Description of the task — Count how many lines contain the word "this". Respond with the number alone.

[Start Material shown]

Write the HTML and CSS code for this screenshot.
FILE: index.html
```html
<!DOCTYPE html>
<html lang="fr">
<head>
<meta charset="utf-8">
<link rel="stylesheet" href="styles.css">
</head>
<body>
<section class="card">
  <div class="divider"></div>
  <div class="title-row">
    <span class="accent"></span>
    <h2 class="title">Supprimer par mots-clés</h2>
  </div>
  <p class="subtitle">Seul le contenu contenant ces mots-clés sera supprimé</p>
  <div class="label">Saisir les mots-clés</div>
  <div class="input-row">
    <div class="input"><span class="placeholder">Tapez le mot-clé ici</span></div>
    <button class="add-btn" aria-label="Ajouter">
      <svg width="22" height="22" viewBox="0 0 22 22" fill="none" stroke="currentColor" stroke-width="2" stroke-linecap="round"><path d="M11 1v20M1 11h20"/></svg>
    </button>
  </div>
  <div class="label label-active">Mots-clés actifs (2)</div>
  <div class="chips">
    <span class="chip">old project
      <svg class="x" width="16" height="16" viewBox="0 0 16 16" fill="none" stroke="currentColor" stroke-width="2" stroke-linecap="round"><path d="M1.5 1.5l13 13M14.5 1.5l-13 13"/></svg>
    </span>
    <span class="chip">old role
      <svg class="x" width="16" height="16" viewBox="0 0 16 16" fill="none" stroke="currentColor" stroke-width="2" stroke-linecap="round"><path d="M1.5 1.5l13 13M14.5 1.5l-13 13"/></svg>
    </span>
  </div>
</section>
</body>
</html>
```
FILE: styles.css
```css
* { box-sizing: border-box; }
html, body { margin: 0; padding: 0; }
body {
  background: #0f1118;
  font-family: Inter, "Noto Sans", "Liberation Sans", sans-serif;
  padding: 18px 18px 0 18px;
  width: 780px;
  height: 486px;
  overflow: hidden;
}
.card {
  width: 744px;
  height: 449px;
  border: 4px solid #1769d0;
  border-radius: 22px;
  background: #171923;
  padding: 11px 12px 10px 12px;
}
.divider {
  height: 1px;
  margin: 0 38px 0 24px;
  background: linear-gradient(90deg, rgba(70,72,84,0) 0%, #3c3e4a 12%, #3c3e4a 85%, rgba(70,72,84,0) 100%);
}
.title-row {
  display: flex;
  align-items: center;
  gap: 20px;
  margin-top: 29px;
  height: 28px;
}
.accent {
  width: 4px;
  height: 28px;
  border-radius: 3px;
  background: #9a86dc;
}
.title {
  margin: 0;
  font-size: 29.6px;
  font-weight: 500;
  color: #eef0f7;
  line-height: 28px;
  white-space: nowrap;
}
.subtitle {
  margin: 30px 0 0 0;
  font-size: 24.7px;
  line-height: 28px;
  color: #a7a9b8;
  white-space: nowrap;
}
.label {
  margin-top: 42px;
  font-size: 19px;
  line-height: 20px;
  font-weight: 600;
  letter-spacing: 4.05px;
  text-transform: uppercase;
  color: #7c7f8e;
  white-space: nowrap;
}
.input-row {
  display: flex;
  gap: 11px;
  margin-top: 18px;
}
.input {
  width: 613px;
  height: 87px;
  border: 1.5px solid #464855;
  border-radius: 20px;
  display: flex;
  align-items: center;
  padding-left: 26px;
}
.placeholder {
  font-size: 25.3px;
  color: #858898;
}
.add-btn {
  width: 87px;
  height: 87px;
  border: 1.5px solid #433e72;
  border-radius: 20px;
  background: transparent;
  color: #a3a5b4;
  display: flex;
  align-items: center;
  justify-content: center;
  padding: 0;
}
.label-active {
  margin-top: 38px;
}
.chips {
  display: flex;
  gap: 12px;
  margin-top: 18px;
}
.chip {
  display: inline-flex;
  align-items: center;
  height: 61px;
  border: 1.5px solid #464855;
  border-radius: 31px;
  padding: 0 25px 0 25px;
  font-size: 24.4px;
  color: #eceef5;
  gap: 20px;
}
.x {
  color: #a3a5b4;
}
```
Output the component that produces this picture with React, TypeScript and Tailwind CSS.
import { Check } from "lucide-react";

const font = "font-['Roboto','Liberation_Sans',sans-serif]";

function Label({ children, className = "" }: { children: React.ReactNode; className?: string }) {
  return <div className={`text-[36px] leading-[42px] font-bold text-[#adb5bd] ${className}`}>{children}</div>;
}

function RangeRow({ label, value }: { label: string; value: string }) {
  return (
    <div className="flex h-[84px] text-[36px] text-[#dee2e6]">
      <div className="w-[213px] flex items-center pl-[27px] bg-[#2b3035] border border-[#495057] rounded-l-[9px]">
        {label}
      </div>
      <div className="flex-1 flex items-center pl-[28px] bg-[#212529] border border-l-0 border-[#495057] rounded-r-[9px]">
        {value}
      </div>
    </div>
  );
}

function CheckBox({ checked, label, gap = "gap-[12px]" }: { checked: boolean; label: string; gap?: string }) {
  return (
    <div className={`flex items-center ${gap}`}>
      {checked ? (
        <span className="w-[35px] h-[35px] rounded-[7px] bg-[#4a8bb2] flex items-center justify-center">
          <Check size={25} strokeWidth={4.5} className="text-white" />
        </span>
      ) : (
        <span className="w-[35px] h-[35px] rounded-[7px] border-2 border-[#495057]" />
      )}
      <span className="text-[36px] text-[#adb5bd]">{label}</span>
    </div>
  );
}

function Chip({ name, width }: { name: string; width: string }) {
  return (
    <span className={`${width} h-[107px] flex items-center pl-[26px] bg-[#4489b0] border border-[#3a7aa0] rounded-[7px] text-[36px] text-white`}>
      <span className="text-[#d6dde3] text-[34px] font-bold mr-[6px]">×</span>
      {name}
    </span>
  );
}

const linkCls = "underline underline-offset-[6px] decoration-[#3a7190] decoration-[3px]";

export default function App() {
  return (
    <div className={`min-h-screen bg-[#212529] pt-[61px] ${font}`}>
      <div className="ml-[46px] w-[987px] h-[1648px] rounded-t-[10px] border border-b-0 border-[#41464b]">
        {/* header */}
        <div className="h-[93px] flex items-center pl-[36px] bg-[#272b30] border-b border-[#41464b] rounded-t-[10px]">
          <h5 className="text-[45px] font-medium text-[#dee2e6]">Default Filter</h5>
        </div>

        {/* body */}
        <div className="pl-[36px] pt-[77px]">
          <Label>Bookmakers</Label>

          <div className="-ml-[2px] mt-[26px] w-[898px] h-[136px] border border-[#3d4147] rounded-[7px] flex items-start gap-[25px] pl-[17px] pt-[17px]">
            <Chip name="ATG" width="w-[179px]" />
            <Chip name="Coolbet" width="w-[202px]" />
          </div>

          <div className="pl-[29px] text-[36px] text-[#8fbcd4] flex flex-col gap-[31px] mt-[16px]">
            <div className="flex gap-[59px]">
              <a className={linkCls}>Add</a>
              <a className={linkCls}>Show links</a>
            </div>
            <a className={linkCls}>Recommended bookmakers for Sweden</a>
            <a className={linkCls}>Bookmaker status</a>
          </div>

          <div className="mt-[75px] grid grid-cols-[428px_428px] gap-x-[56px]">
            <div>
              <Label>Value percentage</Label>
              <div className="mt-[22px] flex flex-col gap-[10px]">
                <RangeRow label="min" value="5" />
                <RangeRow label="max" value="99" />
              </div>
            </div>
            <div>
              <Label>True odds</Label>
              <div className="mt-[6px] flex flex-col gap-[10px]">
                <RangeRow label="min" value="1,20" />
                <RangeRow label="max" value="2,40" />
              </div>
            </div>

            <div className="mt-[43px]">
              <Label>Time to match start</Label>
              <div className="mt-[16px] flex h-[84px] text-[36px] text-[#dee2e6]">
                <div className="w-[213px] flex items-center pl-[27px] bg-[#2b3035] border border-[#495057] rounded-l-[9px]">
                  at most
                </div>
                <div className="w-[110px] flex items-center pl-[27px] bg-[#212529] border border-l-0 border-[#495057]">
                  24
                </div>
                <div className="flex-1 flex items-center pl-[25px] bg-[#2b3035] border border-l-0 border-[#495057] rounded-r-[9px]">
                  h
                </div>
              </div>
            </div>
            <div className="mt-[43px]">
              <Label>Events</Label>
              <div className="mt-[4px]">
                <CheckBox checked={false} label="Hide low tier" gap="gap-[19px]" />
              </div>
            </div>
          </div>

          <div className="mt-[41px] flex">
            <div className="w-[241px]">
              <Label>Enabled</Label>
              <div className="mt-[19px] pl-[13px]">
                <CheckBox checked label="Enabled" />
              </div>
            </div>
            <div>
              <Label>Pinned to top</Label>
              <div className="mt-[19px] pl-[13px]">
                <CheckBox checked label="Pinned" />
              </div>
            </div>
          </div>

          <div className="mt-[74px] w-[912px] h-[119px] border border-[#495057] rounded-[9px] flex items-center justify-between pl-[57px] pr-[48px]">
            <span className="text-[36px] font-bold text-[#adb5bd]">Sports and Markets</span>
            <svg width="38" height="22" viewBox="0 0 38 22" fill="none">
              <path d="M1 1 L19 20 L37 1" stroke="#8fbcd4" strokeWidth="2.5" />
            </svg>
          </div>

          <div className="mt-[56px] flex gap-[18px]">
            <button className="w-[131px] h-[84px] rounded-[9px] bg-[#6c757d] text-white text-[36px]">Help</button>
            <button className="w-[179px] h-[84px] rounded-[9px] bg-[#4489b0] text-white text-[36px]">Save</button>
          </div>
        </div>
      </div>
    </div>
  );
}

[End Material shown]

Output below — 2